** Work instructions **
Pull every line containing "this" from the entries.

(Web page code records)
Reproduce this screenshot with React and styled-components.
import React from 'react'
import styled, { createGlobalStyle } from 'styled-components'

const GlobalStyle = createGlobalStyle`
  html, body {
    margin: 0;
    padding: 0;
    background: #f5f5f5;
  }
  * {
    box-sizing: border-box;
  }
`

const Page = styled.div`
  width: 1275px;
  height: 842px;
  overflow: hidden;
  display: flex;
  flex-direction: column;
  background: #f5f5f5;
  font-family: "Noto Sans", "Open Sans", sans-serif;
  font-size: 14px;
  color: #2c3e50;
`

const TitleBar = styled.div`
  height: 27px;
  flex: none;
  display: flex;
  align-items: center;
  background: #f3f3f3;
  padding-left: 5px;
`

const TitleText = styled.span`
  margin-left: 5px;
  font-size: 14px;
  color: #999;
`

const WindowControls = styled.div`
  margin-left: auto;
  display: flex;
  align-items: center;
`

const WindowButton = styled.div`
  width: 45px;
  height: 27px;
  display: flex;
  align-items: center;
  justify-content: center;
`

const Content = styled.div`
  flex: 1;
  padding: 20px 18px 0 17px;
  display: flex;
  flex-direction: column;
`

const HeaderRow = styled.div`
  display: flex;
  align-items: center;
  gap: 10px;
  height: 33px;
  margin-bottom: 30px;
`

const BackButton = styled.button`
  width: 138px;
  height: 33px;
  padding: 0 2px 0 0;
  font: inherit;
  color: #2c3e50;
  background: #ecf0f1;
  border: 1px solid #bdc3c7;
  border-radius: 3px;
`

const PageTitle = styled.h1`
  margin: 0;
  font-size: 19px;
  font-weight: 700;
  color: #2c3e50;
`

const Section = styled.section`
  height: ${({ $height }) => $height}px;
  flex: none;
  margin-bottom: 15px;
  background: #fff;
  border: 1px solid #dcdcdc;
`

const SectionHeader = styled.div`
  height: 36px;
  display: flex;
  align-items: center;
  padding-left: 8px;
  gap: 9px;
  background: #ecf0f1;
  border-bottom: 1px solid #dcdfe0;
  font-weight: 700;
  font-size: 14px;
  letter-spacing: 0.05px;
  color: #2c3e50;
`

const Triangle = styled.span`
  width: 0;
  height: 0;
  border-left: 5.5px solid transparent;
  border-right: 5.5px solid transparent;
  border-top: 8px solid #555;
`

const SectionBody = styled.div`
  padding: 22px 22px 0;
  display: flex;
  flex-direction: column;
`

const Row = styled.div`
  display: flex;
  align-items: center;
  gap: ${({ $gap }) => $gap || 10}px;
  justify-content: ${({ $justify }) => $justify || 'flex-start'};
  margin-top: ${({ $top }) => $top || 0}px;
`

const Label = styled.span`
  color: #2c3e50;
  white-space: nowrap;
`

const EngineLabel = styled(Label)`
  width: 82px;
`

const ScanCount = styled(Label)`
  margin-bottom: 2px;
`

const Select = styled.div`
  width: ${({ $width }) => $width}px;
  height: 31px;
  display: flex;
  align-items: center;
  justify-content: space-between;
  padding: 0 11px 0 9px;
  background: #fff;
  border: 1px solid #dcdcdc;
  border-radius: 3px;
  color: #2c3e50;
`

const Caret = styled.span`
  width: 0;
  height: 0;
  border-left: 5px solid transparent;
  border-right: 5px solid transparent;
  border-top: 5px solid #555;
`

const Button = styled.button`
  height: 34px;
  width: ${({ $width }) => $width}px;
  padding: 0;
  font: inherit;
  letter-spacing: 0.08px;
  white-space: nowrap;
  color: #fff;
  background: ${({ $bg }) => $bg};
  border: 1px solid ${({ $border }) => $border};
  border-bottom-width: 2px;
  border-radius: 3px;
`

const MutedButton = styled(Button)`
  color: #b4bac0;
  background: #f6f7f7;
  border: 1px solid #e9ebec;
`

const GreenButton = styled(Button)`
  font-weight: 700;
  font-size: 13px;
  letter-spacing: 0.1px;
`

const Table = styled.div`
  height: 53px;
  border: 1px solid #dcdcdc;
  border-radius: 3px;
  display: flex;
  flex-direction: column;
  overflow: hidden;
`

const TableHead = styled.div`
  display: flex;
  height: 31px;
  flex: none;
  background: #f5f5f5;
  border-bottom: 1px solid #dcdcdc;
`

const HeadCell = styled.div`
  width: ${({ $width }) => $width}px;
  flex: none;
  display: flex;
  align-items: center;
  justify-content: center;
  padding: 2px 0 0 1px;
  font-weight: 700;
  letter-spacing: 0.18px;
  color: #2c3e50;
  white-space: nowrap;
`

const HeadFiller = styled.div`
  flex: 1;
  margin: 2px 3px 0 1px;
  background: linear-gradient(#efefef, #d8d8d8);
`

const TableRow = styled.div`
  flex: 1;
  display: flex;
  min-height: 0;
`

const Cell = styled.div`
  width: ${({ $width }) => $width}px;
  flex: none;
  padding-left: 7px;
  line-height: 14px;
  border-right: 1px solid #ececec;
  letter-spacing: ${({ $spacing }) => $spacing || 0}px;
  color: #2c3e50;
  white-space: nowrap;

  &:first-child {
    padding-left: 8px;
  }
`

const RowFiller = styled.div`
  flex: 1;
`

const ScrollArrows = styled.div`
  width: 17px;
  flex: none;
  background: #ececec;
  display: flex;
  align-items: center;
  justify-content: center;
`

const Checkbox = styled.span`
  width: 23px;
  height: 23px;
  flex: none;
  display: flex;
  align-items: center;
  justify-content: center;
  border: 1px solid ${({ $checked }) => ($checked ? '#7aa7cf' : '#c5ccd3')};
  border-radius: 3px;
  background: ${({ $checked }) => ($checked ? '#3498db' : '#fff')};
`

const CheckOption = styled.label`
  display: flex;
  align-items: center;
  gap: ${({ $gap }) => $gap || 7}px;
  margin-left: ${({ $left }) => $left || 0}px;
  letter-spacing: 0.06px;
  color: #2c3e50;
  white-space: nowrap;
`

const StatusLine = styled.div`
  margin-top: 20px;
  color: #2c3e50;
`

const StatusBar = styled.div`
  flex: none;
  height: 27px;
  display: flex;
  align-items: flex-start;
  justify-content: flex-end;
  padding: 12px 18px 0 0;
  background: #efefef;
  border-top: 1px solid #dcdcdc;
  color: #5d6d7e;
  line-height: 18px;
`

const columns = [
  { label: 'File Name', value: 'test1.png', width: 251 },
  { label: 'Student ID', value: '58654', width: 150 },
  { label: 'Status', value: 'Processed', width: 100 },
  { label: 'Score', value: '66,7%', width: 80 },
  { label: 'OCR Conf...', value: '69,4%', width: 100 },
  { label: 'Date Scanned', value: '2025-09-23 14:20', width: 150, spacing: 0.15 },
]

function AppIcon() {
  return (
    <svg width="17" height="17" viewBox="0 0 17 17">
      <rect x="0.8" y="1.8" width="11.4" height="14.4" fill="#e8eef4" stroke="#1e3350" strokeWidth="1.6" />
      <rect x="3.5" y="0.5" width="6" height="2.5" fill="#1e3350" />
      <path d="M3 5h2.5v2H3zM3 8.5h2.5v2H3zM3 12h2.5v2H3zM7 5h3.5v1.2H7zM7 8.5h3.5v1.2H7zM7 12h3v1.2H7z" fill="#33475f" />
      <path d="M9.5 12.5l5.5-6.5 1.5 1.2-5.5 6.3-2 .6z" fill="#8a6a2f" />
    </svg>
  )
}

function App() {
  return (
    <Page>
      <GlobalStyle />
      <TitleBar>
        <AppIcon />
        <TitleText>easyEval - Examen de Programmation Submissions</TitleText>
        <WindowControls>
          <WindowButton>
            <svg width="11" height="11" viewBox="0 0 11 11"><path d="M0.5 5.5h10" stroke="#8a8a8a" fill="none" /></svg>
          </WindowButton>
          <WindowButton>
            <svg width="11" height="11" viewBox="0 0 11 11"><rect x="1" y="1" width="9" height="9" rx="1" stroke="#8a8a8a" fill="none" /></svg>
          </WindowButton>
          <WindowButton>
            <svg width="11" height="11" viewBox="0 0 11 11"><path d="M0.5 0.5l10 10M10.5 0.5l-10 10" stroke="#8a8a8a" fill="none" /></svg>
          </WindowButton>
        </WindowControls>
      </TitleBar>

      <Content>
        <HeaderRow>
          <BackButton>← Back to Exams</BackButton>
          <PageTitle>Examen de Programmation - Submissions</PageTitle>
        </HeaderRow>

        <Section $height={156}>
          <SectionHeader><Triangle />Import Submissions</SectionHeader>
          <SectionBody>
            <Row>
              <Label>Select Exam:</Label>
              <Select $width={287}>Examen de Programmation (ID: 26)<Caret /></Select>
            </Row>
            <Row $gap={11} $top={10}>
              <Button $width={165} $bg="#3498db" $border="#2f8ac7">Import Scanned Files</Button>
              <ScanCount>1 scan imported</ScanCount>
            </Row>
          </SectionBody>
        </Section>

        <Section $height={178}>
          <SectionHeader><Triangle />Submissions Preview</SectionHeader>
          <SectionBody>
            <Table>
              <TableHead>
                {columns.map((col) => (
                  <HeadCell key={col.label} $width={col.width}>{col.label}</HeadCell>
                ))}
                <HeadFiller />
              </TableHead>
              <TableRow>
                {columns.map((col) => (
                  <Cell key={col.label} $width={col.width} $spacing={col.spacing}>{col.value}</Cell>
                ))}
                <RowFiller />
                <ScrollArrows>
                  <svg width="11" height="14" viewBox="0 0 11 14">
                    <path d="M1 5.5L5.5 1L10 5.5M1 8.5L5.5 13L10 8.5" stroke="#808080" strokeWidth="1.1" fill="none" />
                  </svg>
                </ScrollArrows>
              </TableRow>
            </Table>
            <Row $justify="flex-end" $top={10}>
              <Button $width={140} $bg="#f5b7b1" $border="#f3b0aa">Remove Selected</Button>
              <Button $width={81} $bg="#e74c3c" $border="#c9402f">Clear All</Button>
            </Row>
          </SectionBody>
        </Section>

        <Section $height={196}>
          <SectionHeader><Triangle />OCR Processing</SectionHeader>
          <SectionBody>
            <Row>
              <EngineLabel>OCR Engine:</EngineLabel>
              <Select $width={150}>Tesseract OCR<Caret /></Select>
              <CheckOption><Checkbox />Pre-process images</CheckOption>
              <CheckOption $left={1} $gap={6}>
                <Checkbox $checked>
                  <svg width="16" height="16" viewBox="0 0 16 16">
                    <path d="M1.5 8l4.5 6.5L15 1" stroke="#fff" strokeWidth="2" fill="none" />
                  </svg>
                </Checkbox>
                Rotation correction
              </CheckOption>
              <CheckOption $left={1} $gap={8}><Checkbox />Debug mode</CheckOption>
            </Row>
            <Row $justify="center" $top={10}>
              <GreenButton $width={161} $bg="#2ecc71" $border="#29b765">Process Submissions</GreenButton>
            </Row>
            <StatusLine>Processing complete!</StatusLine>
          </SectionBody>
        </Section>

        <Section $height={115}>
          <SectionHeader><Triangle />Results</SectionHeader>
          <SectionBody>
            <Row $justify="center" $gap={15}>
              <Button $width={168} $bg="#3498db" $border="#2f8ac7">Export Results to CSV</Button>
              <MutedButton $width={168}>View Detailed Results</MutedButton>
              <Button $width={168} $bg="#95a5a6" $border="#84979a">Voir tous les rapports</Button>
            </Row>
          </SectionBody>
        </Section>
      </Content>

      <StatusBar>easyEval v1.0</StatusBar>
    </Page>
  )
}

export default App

---

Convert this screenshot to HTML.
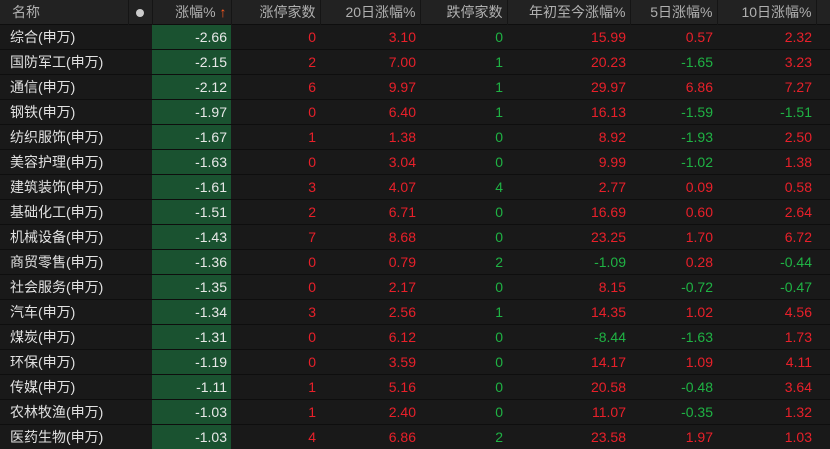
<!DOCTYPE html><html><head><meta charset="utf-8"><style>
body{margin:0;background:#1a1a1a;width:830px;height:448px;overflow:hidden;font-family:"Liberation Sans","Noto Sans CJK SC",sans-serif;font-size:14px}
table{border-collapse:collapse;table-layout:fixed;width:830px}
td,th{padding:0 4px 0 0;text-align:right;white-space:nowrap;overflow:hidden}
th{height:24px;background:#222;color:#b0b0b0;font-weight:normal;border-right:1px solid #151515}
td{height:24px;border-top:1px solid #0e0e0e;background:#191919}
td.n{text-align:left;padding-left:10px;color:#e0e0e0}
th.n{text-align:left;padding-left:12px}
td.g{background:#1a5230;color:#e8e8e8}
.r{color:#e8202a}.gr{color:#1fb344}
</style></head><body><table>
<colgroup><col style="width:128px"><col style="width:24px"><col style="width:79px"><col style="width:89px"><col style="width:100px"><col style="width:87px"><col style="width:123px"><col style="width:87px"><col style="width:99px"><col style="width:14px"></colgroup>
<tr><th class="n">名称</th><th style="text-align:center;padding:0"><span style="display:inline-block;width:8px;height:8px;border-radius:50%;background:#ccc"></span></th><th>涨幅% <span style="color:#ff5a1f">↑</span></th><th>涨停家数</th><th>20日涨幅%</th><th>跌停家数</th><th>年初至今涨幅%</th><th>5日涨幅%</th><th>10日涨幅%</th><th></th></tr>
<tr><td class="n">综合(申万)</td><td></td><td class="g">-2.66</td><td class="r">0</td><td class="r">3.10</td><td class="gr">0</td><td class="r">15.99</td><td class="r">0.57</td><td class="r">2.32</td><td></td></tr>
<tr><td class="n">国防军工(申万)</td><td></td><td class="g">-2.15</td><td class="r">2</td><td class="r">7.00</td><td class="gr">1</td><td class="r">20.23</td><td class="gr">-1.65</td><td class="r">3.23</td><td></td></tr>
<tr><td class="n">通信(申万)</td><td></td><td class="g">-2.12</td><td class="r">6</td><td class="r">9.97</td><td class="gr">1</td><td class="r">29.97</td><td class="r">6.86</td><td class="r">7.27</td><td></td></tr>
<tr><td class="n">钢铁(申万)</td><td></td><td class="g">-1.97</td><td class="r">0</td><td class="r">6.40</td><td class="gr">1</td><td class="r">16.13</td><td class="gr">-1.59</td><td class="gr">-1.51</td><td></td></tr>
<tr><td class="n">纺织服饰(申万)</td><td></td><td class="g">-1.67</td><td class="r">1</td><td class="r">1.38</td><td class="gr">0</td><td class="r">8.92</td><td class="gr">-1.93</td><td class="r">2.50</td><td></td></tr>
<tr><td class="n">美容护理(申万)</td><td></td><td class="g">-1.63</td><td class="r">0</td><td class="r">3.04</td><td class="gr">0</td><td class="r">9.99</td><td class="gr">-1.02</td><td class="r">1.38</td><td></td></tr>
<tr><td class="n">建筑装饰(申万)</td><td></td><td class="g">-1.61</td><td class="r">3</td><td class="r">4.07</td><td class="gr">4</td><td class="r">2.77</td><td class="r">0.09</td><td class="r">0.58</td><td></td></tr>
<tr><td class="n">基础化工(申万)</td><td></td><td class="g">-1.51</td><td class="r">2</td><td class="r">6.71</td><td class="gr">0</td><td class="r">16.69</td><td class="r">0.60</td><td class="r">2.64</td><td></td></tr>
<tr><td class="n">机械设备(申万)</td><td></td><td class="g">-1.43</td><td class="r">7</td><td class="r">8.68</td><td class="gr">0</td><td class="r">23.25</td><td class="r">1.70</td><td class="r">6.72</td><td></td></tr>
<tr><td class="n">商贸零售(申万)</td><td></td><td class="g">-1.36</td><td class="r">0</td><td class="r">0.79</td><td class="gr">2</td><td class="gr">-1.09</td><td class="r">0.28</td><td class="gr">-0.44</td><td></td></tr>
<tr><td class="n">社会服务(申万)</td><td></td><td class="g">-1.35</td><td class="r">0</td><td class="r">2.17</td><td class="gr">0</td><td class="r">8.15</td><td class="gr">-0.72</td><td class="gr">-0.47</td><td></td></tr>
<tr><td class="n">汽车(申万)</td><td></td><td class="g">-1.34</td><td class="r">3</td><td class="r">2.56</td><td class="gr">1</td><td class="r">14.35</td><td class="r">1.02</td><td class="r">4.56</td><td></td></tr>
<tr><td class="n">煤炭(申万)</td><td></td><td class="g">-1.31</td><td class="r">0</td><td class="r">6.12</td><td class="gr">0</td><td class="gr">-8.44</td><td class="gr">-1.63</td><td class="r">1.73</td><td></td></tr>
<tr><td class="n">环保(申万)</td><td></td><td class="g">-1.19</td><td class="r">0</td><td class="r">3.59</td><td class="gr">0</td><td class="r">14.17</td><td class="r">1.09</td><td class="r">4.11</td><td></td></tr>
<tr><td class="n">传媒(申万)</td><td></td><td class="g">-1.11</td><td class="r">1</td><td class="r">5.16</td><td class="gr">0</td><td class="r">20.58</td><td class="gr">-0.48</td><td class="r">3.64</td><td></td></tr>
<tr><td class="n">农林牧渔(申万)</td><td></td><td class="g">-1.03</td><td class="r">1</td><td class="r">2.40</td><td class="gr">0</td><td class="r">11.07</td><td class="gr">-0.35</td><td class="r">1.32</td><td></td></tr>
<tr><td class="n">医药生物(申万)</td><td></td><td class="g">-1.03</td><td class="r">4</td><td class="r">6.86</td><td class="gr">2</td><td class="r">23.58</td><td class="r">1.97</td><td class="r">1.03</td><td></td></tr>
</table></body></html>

** Exercise answer **
Reproduce this screenshot with React and styled-components.
Convert this screenshot to HTML.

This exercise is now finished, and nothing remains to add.